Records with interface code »
· · ·

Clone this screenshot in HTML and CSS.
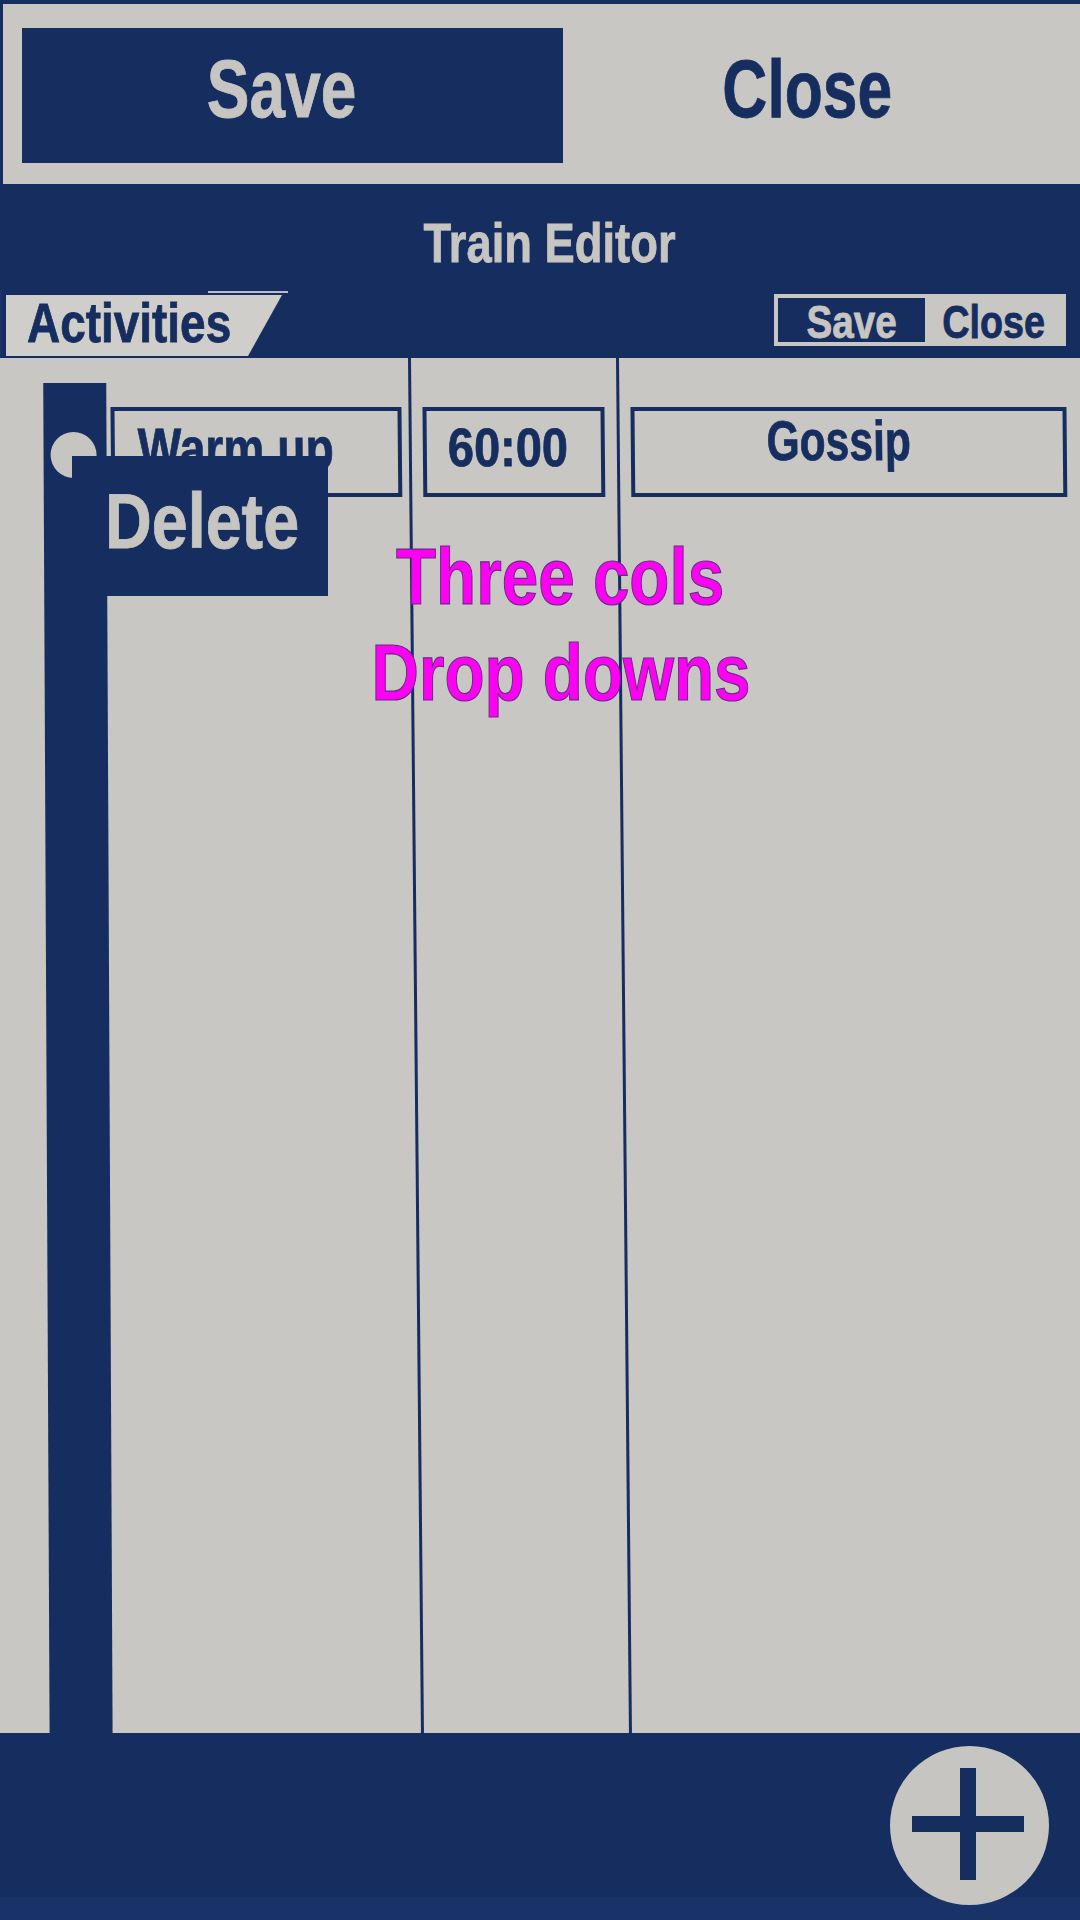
FILE: index.html
```html
<!DOCTYPE html>
<html lang="en">
<head>
<meta charset="utf-8">
<title>Train Editor</title>
<link rel="stylesheet" href="styles.css">
</head>
<body>
<div class="screen">
  <div class="topbar">
    <div class="btn-save"><span class="t">Save</span></div>
    <div class="btn-close"><span class="t">Close</span></div>
  </div>
  <div class="header">
    <div class="title"><span class="t">Train Editor</span></div>
    <div class="tabrow">
      <div class="tab-wrap"><div class="tab"><span class="t">Activities</span></div></div>
      <div class="mini"><span class="mini-save"><span class="t">Save</span></span><span class="mini-close"><span class="t">Close</span></span></div>
    </div>
  </div>
  <div class="content">
    <div class="cols">
      <div class="col col1">
        <div class="handle"><span class="knob"></span></div>
        <div class="field field-name"><span class="t">Warm up</span></div>
      </div>
      <div class="col col2"><div class="field field-time"><span class="t">60:00</span></div></div>
      <div class="col col3"><div class="field field-type"><span class="t">Gossip</span></div></div>
    </div>
    <div class="delete"><span class="t">Delete</span></div>
    <div class="note"><span class="t">Three cols</span><br><span class="t">Drop downs</span></div>
  </div>
  <div class="bottombar">
    <div class="fab">
      <svg width="159" height="159" viewBox="0 0 159 159"><rect x="70" y="22" width="16" height="112" fill="#162e5f"/><rect x="22" y="70" width="112" height="16" fill="#162e5f"/></svg>
    </div>
  </div>
</div>
</body>
</html>
```
FILE: styles.css
```css
html, body {
  margin: 0;
  padding: 0;
  background: #c8c7c3;
}
body {
  font-family: "Liberation Sans", Arial, sans-serif;
  font-weight: bold;
}
.t {
  display: inline-block;
  white-space: nowrap;
  transform-origin: center top;
  -webkit-text-stroke: 0.8px currentColor;
}
.screen {
  width: 1080px;
  height: 1920px;
  display: flex;
  flex-direction: column;
  overflow: hidden;
}
.topbar {
  height: 184px;
  box-sizing: border-box;
  border-top: 4px solid #162e5f;
  border-left: 3px solid #162e5f;
  background: #c8c7c3;
  display: flex;
  align-items: flex-start;
  padding: 24px 0 0 19px;
}
.btn-save {
  width: 541px;
  height: 135px;
  box-sizing: border-box;
  background: #162e5f;
  color: #c6c5c1;
  font-size: 81px;
  line-height: 1;
  text-align: center;
  padding: 21px 22px 0 0;
}
.btn-save .t { transform: scaleX(0.79); }
.btn-close {
  flex: 1;
  color: #162e5f;
  font-size: 81px;
  line-height: 1;
  text-align: center;
  padding: 21px 28px 0 0;
}
.btn-close .t { transform: scaleX(0.77); }
.header {
  height: 174px;
  background: #162e5f;
  display: flex;
  flex-direction: column;
}
.title {
  height: 106px;
  box-sizing: border-box;
  padding: 31px 0 0 20px;
  font-size: 56px;
  line-height: 1;
  text-align: center;
  color: #c6c5c1;
}
.title .t { transform: scaleX(0.81); }
.tabrow {
  height: 68px;
  display: flex;
  justify-content: space-between;
  align-items: flex-start;
}
.tab-wrap {
  position: relative;
  padding: 5px 0 0 4px;
  border-left: 2px solid #1b336a;
}
.tab-wrap::before {
  content: "";
  position: absolute;
  top: 1px;
  left: 206px;
  width: 80px;
  height: 2px;
  background: #b9bdc9;
}
.tab {
  width: 276px;
  height: 61px;
  box-sizing: border-box;
  background: #cfceca;
  clip-path: polygon(0 0, 100% 0, calc(100% - 34px) 100%, 0 100%);
  color: #162e5f;
  font-size: 56px;
  line-height: 56px;
  padding-left: 21px;
}
.tab .t { transform: scaleX(0.82); transform-origin: left top; }
.mini {
  margin: 4px 14px 0 0;
  height: 52px;
  box-sizing: border-box;
  padding: 4px;
  background: #c8c7c3;
  display: flex;
}
.mini-save, .mini-close {
  height: 44px;
  font-size: 46px;
  line-height: 48px;
  text-align: center;
  overflow: visible;
}
.mini-save {
  width: 147px;
  background: #162e5f;
  color: #c6c5c1;
}
.mini-save .t { transform: scaleX(0.84); }
.mini-close {
  width: 137px;
  color: #162e5f;
}
.mini-close .t { transform: scaleX(0.82); }
.content {
  flex: 1;
  position: relative;
  background: #c8c7c3;
  overflow: hidden;
}
.cols {
  display: grid;
  grid-template-columns: 411px 208px 1fr;
  height: 100%;
  transform: skewX(0.54deg);
  transform-origin: top left;
}
.col {
  display: flex;
  align-items: flex-start;
  box-sizing: border-box;
}
.col1, .col2 {
  border-right: 3px solid #162e5f;
}
.handle {
  position: relative;
  margin: 25px 0 0 43px;
  width: 63px;
  align-self: stretch;
  background: #162e5f;
  transform: skewX(-0.27deg);
  transform-origin: top left;
}
.knob {
  position: absolute;
  left: 7px;
  top: 49px;
  width: 46px;
  height: 46px;
  border-radius: 50%;
  background: #c6c5c1;
}
.field {
  height: 90px;
  box-sizing: border-box;
  border: 4px solid #162e5f;
  color: #162e5f;
  line-height: 1;
  margin-top: 49px;
}
.field-name {
  margin-left: 4px;
  width: 291px;
  font-size: 57px;
  padding: 9px 0 0 23px;
}
.field-name .t { transform: scaleX(0.81); transform-origin: left top; }
.field-time {
  margin-left: 11px;
  width: 182px;
  font-size: 54px;
  padding: 9px 0 0 21px;
}
.field-time .t { transform: scaleX(0.87); transform-origin: left top; }
.field-type {
  margin-left: 11px;
  width: 436px;
  font-size: 56px;
  padding: 2px 20px 0 0;
  text-align: center;
}
.field-type .t { transform: scaleX(0.76); }
.delete {
  position: absolute;
  left: 72px;
  top: 98px;
  width: 256px;
  height: 140px;
  box-sizing: border-box;
  background: #162e5f;
  color: #c6c5c1;
  font-size: 77px;
  line-height: 1;
  padding: 27px 0 0 33px;
}
.delete .t { transform: scaleX(0.84); transform-origin: left top; }
.note {
  position: absolute;
  left: 330px;
  top: 171px;
  width: 460px;
  text-align: center;
  font-size: 80px;
  line-height: 96px;
  color: #ff00f2;
}
.note .t {
  transform: scaleX(0.82);
  -webkit-text-stroke: 1.2px #6a2a86;
}
.bottombar {
  height: 187px;
  box-sizing: border-box;
  background: linear-gradient(#162e5f 0 164px, #193268 164px);
  display: flex;
  justify-content: flex-end;
  align-items: flex-start;
  padding: 13px 31px 0 0;
}
.fab {
  width: 159px;
  height: 159px;
  border-radius: 50%;
  background: #c6c5c1;
}
.fab svg {
  display: block;
}
```
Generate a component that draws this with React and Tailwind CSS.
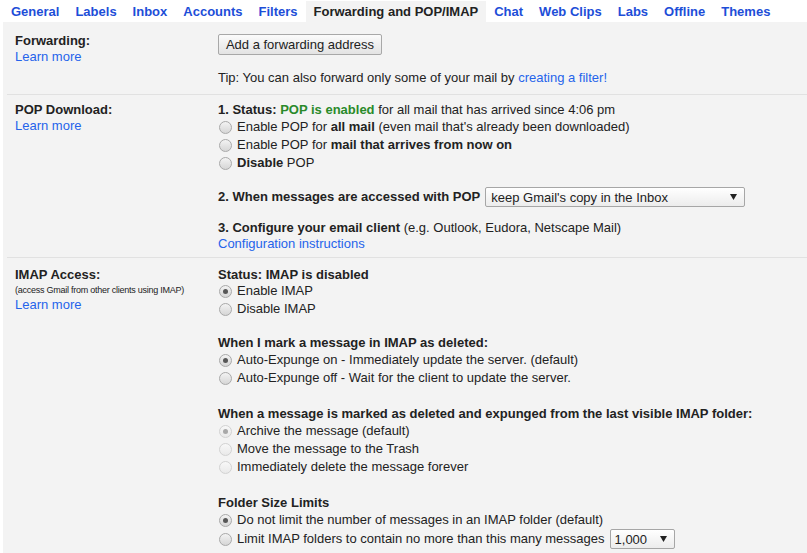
const tabs = ["General", "Labels", "Inbox", "Accounts", "Filters", "Forwarding and POP/IMAP", "Chat", "Web Clips", "Labs", "Offline", "Themes"];

function Arrow() {
  return (
    <svg width="7" height="6" viewBox="0 0 7 6" className="shrink-0">
      <path d="M0 0H7L3.5 6Z" fill="#222" />
    </svg>
  );
}

function Select({ children, wide }) {
  return (
    <span
      className={
        wide
          ? "ml-[5px] w-[260px] h-[20px] flex items-center justify-between border border-[#a6a6a6] rounded-[2px] bg-linear-to-b from-white to-[#ececec] pl-[5px] pr-[7px] font-normal leading-none"
          : "ml-[5px] w-[65px] h-[20px] flex items-center justify-between border border-[#a6a6a6] rounded-[2px] bg-linear-to-b from-white to-[#ececec] pl-[4px] pr-[7px] font-normal leading-none"
      }
    >
      <span>{children}</span>
      <Arrow />
    </span>
  );
}

function Radio({ checked, disabled, children, h20 }) {
  const circle = disabled
    ? "ml-px mr-[5px] w-[13px] h-[13px] shrink-0 rounded-full border border-[#d2d2d2] bg-linear-to-b from-[#f8f8f8] to-[#e9e9e9] flex items-center justify-center"
    : "ml-px mr-[5px] w-[13px] h-[13px] shrink-0 rounded-full border border-[#a9a9a9] bg-linear-to-b from-[#f3f3f3] to-[#d6d6d6] flex items-center justify-center";
  const dot = disabled
    ? "w-[5px] h-[5px] rounded-full bg-[#a8a8a8]"
    : "w-[5px] h-[5px] rounded-full bg-[#575757]";
  return (
    <div className={h20 ? "flex items-center h-[20px]" : "flex items-center h-[18px]"}>
      <span className={circle}>{checked ? <span className={dot} /> : null}</span>
      <span className="flex items-center">{children}</span>
    </div>
  );
}

const link = "text-[#2563eb] cursor-pointer";

export default function App() {
  return (
    <div className="font-['Liberation_Sans',Arial,sans-serif] text-[13px] text-[#222] bg-white w-[807px]">
      {/* Tabs */}
      <div className="flex pl-[3px] h-[22px]">
        {tabs.map((t) =>
          t === "Forwarding and POP/IMAP" ? (
            <div key={t} className="px-2 h-[22px] leading-[22px] border-t border-white bg-[#f3f3f3] font-bold text-[#222] whitespace-nowrap">
              {t}
            </div>
          ) : (
            <div key={t} className="px-2 h-[22px] pt-px leading-[22px] font-bold text-[#1d4ed8] whitespace-nowrap cursor-pointer">
              {t}
            </div>
          )
        )}
      </div>

      {/* Panel */}
      <div className="ml-[3px] bg-[#f3f3f3] pb-[4px]">
        {/* Forwarding */}
        <div className="ml-1 pl-2 pt-[11px] pb-2 flex">
          <div className="w-[203px] shrink-0 leading-4">
            <div className="font-bold">Forwarding:</div>
            <div className={link}>Learn more</div>
          </div>
          <div className="flex-1">
            <button className="mt-px w-[164px] h-[21px] border border-[#a8a8a8] rounded-[2px] bg-linear-to-b from-[#fbfbfb] to-[#e3e3e3] text-[13px] text-[#222] leading-none">
              Add a forwarding address
            </button>
            <div className="mt-[14px] leading-4 pt-px">
              Tip: You can also forward only some of your mail by <span className={link}>creating a filter!</span>
            </div>
          </div>
        </div>

        {/* POP */}
        <div className="ml-1 pl-2 pt-[7px] pb-[6px] border-t border-[#e1e1e1] flex">
          <div className="w-[203px] shrink-0 leading-4">
            <div className="font-bold">POP Download:</div>
            <div className={link}>Learn more</div>
          </div>
          <div className="flex-1">
            <div className="leading-4">
              <b>1. Status:</b> <b className="text-[#2a8a2a]">POP is enabled</b> for all mail that has arrived since 4:06 pm
            </div>
            <Radio>
              Enable POP for&nbsp;<b>all mail</b>&nbsp;(even mail that's already been downloaded)
            </Radio>
            <Radio>
              Enable POP for&nbsp;<b>mail that arrives from now on</b>
            </Radio>
            <Radio>
              <b>Disable</b>&nbsp;POP
            </Radio>
            <div className="mt-[15px] flex items-center h-[20px]">
              <b>2. When messages are accessed with POP</b>
              <Select wide>keep Gmail's copy in the Inbox</Select>
            </div>
            <div className="mt-[13px] leading-4">
              <b>3. Configure your email client</b> (e.g. Outlook, Eudora, Netscape Mail)
            </div>
            <div className="leading-[15px]">
              <span className={link}>Configuration instructions</span>
            </div>
          </div>
        </div>

        {/* IMAP */}
        <div className="ml-1 pl-2 pt-2 border-t border-[#e1e1e1] flex">
          <div className="w-[203px] shrink-0">
            <div className="font-bold leading-4 pt-px">IMAP Access:</div>
            <div className="mt-[1px] h-[13px] leading-[13px] text-[9px] tracking-[-0.25px] whitespace-nowrap">
              (access Gmail from other clients using IMAP)
            </div>
            <div className={"leading-4 " + link}>Learn more</div>
          </div>
          <div className="flex-1">
            <div className="font-bold leading-4 pt-px">Status: IMAP is disabled</div>
            <div className="-mt-px">
              <Radio checked>Enable IMAP</Radio>
              <Radio>Disable IMAP</Radio>
            </div>

            <div className="mt-[17px] font-bold leading-4">When I mark a message in IMAP as deleted:</div>
            <Radio checked>Auto-Expunge on - Immediately update the server. (default)</Radio>
            <Radio>Auto-Expunge off - Wait for the client to update the server.</Radio>

            <div className="mt-[18px] font-bold leading-4 pt-px">
              When a message is marked as deleted and expunged from the last visible IMAP folder:
            </div>
            <Radio checked disabled>Archive the message (default)</Radio>
            <Radio disabled>Move the message to the Trash</Radio>
            <Radio disabled>Immediately delete the message forever</Radio>

            <div className="mt-[19px] font-bold leading-4">Folder Size Limits</div>
            <Radio checked>Do not limit the number of messages in an IMAP folder (default)</Radio>
            <Radio h20>
              Limit IMAP folders to contain no more than this many messages
              <Select>1,000</Select>
            </Radio>
          </div>
        </div>
      </div>
    </div>
  );
}
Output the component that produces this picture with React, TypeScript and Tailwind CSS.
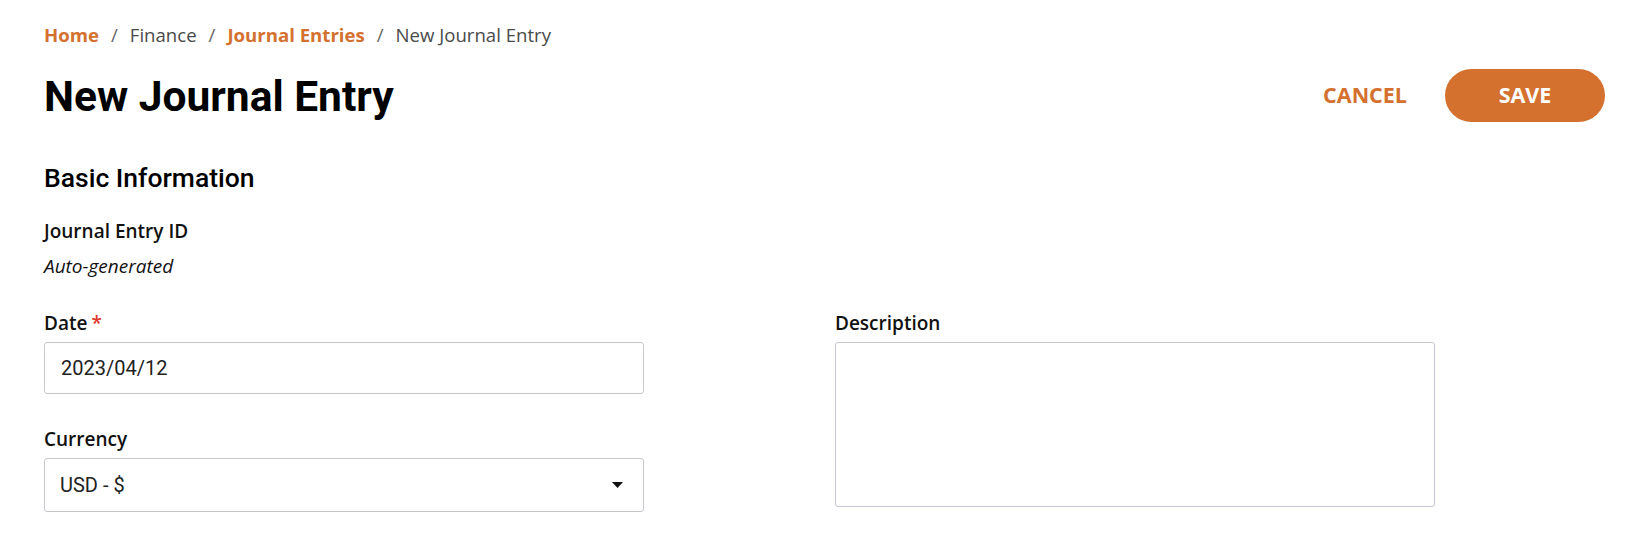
import React from 'react';

const crumbs = [
  { title: 'Home', link: true },
  { title: 'Finance', link: false },
  { title: 'Journal Entries', link: true },
  { title: 'New Journal Entry', link: false },
];

const body = { fontFamily: '"Open Sans", "Noto Sans", sans-serif' };
const roboto = { fontFamily: 'Roboto, "Liberation Sans", sans-serif' };

const Label: React.FC<{ text: string; required?: boolean }> = ({ text, required }) => (
  <div className="text-[19px] leading-[27px] font-semibold text-[#111] mb-[5px]" style={body}>
    {text}
    {required && <span className="text-[#e0352b] ml-1">*</span>}
  </div>
);

const App: React.FC = () => {
  return (
    <div className="min-h-[536px] bg-white pl-[44px] pr-[29px] pt-[21px]">
      <nav className="flex items-center text-[18.6px] leading-[27px]" style={body}>
        {crumbs.map((c, i) => (
          <React.Fragment key={c.title}>
            {i > 0 && <span className="mx-[12px] text-[#666]">/</span>}
            <span className={c.link ? 'font-bold text-[#d4712f]' : 'text-[#4a4a4a]'}>{c.title}</span>
          </React.Fragment>
        ))}
      </nav>

      <div className="flex items-center justify-between mt-[21px]">
        <h1 className="text-[42.5px] leading-[50px] font-bold text-black pt-[2px]" style={roboto}>
          New Journal Entry
        </h1>
        <div className="flex items-center" style={body}>
          <button className="text-[21.5px] font-bold text-[#d4712f] px-[16px] mr-[22px]">CANCEL</button>
          <button className="w-[160px] h-[53px] rounded-full bg-[#d4712f] text-white text-[21.5px] font-bold">
            SAVE
          </button>
        </div>
      </div>

      <h2 className="mt-[40px] text-[26.5px] leading-[32px] font-medium text-black" style={roboto}>
        Basic Information
      </h2>

      <div className="mt-[24px]">
        <div className="text-[19px] leading-[27px] font-semibold text-[#111]" style={body}>
          Journal Entry ID
        </div>
        <div className="mt-[8px] text-[19px] leading-[27px] italic text-[#111]" style={body}>
          Auto-generated
        </div>
      </div>

      <div className="mt-[30px] grid grid-cols-[600px_600px] gap-x-[191px]">
        <div>
          <Label text="Date" required />
          <div
            className="h-[52px] w-full border border-[#c6c6cc] rounded-[3px] flex items-center px-[16px] text-[20px] text-[#222]"
            style={roboto}
          >
            2023/04/12
          </div>
          <div className="mt-[32px]">
            <Label text="Currency" />
            <div
              className="h-[54px] w-full border border-[#c6c6cc] rounded-[3px] flex items-center justify-between pl-[15px] pr-[20px] text-[20px] text-[#222]"
              style={roboto}
            >
              <span>USD - $</span>
              <svg width="11" height="6" viewBox="0 0 11 6">
                <path d="M0 0h11L5.5 6z" fill="#111" />
              </svg>
            </div>
          </div>
        </div>
        <div>
          <Label text="Description" />
          <div className="h-[165px] w-full border border-[#c8c6d4] rounded-[3px]" />
        </div>
      </div>
    </div>
  );
};

export default App;
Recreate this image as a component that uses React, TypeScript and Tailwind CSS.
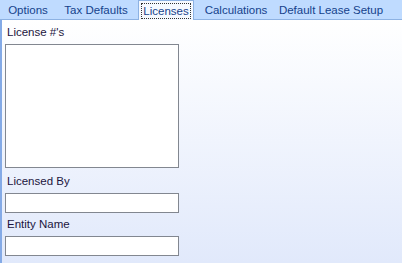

· · ·

Short task »
List every line from the entries above in which "this" appears.

The reply »
Clone this screenshot in HTML and CSS.
Generate a component that draws this with React and Tailwind CSS.
              Limit IMAP folders to contain no more than this many messages
Output the component that produces this picture with React, TypeScript and Tailwind CSS.
Recreate this image as a component that uses React, TypeScript and Tailwind CSS.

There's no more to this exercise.